::: Task inputs :::

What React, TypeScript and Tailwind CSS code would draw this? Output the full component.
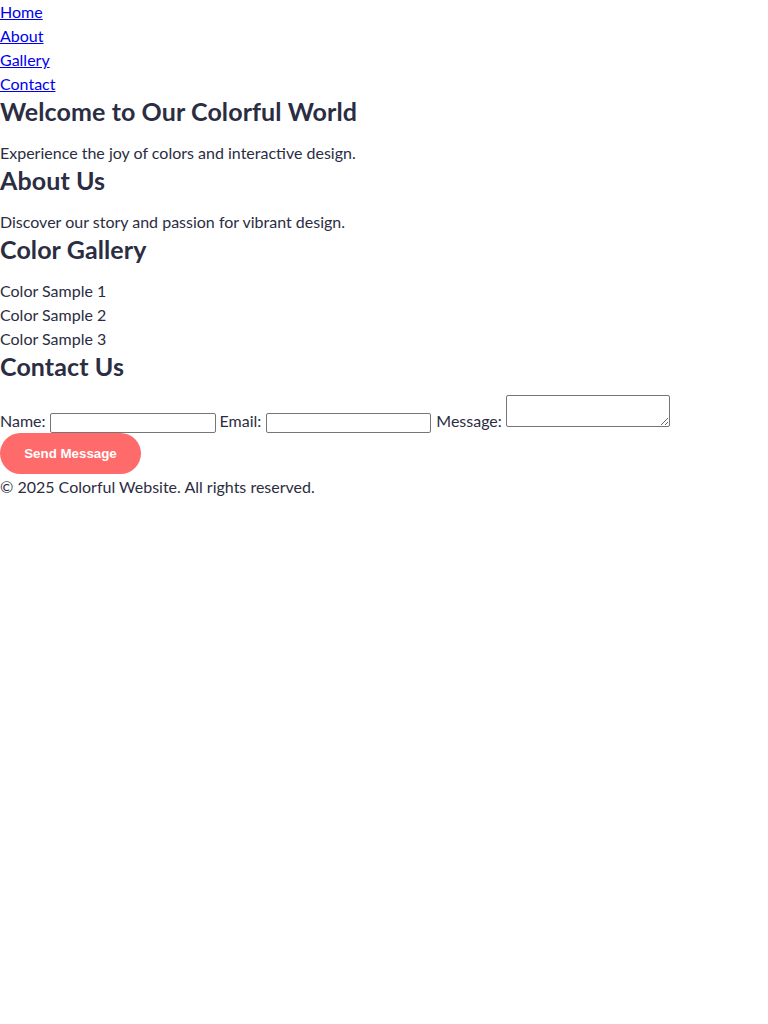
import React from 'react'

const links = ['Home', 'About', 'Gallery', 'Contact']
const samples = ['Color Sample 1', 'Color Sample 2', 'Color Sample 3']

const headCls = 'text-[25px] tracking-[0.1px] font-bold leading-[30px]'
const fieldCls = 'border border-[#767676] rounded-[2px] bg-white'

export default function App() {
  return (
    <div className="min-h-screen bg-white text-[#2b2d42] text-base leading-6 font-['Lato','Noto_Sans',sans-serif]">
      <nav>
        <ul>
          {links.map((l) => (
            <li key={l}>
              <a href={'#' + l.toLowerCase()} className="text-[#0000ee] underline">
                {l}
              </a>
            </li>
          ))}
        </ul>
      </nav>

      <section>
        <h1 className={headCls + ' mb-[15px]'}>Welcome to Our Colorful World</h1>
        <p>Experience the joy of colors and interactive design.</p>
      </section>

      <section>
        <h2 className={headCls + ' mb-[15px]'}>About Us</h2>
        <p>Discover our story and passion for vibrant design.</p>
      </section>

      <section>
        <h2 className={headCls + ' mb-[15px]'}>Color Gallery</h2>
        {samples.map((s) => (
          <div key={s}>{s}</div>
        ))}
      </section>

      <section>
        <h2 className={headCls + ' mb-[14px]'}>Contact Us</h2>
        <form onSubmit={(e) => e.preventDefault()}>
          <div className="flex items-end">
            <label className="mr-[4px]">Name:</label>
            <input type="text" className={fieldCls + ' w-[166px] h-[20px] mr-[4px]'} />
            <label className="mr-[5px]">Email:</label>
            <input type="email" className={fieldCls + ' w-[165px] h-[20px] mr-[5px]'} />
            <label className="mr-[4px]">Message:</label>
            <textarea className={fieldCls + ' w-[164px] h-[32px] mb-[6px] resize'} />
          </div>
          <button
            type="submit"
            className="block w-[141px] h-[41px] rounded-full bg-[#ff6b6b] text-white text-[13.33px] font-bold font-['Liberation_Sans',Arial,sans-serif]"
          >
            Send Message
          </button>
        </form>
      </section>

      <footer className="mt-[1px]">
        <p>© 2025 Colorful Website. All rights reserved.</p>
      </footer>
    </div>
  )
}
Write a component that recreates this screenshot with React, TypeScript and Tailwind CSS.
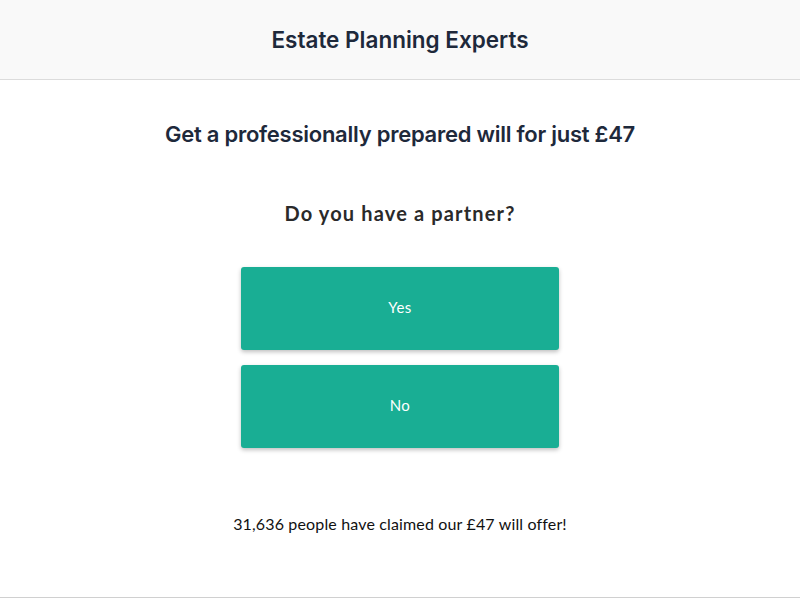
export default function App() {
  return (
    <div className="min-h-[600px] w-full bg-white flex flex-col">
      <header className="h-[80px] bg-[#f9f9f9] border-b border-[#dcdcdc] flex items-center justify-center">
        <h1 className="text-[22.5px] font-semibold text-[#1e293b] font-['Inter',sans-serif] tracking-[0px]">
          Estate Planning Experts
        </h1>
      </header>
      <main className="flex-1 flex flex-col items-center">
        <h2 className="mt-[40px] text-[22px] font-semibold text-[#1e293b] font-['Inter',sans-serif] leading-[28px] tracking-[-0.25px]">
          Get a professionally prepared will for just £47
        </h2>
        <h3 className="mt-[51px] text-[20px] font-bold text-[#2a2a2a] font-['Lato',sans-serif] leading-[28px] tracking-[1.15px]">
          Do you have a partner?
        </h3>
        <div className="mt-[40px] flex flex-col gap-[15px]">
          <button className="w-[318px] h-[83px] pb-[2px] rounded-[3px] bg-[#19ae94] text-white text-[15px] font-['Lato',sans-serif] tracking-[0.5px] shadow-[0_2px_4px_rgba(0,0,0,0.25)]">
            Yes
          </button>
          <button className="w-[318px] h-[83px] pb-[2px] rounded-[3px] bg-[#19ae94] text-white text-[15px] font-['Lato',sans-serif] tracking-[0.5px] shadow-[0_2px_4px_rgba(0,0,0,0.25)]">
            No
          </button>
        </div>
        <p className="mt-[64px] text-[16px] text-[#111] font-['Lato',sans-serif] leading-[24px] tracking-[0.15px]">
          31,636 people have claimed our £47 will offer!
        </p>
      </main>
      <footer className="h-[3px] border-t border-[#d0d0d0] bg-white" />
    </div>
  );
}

:::
::: Task inputs :::

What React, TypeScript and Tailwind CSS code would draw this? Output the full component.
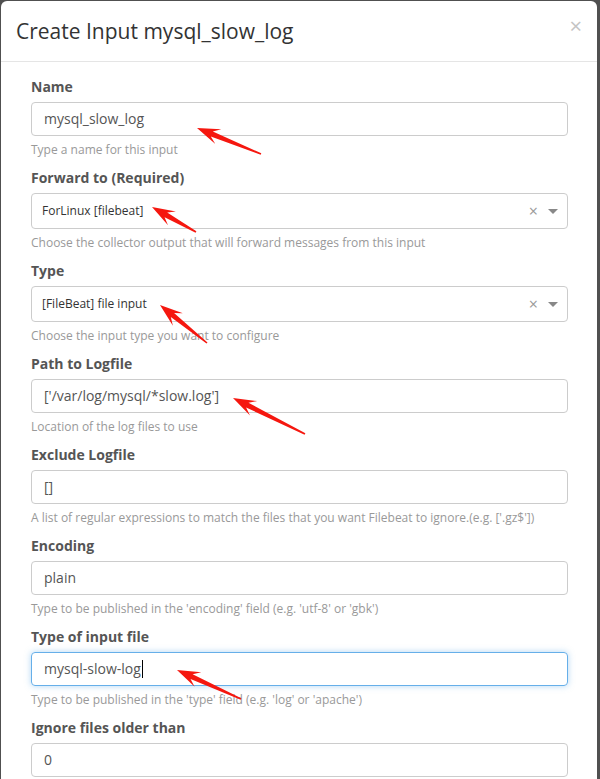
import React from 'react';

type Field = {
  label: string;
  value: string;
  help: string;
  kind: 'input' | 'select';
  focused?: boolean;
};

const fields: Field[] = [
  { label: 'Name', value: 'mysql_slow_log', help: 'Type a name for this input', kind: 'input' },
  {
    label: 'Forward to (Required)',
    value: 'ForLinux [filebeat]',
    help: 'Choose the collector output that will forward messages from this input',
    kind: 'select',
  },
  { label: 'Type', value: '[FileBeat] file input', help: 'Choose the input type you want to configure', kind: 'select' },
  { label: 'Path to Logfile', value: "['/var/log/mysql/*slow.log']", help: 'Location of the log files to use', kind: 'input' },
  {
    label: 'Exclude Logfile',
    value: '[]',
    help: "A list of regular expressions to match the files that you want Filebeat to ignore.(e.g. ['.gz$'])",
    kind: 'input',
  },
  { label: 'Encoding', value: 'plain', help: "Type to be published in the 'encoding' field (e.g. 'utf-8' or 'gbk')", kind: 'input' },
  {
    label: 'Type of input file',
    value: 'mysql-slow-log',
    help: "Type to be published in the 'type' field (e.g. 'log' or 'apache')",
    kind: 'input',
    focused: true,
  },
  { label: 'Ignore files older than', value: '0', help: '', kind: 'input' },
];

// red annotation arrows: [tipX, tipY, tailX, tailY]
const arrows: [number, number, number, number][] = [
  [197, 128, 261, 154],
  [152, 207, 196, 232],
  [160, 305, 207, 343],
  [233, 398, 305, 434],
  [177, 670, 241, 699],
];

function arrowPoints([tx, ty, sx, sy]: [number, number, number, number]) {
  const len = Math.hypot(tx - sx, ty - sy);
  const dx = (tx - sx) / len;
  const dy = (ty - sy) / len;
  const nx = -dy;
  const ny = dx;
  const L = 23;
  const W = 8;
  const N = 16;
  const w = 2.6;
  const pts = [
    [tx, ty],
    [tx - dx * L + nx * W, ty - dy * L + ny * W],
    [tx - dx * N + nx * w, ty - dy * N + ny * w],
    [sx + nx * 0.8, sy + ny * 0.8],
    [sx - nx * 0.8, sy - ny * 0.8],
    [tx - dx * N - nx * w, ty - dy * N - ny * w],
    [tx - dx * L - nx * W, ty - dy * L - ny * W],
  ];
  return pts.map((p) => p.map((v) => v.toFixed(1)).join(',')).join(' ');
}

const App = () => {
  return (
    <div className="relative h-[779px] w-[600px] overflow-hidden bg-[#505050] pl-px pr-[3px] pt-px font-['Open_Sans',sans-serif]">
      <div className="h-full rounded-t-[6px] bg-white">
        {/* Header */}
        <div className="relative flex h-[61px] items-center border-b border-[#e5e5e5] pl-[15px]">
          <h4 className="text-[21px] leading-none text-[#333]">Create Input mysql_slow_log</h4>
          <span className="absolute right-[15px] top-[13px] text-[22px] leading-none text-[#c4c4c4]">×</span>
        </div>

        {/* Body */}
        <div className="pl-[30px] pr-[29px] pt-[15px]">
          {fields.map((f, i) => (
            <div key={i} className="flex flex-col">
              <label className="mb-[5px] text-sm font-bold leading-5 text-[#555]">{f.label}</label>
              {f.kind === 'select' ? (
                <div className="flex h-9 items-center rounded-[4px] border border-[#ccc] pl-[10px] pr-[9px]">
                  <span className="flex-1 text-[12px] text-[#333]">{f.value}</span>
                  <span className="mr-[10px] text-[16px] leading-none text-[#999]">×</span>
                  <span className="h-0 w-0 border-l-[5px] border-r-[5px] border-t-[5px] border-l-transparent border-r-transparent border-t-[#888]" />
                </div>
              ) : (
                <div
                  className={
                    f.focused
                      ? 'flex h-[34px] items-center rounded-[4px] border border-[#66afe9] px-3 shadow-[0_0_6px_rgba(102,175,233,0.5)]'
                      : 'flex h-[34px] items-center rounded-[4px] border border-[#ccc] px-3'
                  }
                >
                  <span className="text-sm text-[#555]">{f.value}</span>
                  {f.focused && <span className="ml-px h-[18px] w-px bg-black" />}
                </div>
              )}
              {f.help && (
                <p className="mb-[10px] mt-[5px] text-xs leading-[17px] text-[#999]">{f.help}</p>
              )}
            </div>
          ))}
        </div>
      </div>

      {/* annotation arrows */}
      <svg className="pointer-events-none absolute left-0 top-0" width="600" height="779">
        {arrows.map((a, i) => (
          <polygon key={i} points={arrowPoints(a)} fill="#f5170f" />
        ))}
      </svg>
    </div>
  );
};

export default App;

:::

# Work to complete
Of all the lines in the material above, how many contain the word "that"? Give only the count.

# Answer to this task
3